🤖 AI Summary
This work addresses the challenge of fine-grained facial expression editing, which is hindered by semantic overlap among expressions and the difficulty of achieving precise, continuous, and identity-preserving control. To this end, the authors introduce the first Facial Expression Editing (FFE) dataset with continuous affective annotations, along with a comprehensive evaluation benchmark termed FFE-Bench. They further propose PixelSmile, a diffusion-based framework that disentangles expression semantics through fully symmetric joint training, integrating intensity supervision and contrastive learning to enable linearly interpolable expression control within the text latent space. PixelSmile is the first method to support smooth, fine-grained, and continuously controllable expression editing, significantly outperforming existing approaches in structural clarity, editing accuracy, linearity of control, and identity preservation.
📝 Abstract
Fine-grained facial expression editing has long been limited by intrinsic semantic overlap. To address this, we construct the Flex Facial Expression (FFE) dataset with continuous affective annotations and establish FFE-Bench to evaluate structural confusion, editing accuracy, linear controllability, and the trade-off between expression editing and identity preservation. We propose PixelSmile, a diffusion framework that disentangles expression semantics via fully symmetric joint training.

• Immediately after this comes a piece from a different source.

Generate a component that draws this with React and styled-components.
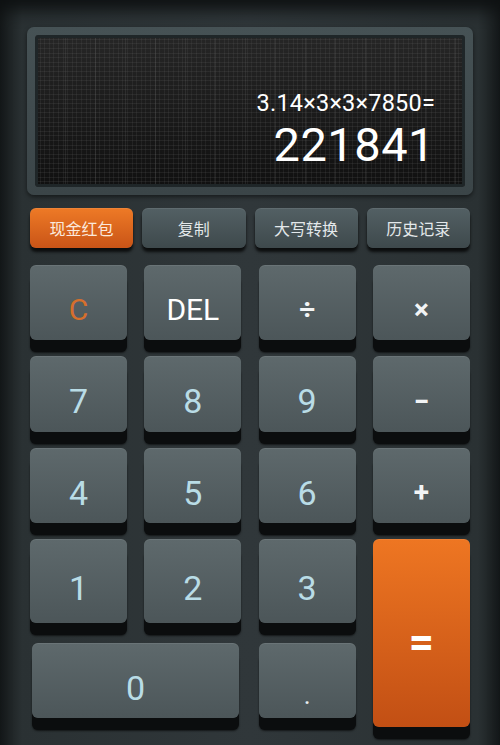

PixelSmile combines intensity supervision with contrastive learning to produce stronger and more distinguishable expressions, achieving precise and stable linear expression control through textual latent interpolation. Extensive experiments demonstrate that PixelSmile achieves superior disentanglement and robust identity preservation, confirming its effectiveness for continuous, controllable, and fine-grained expression editing, while naturally supporting smooth expression blending.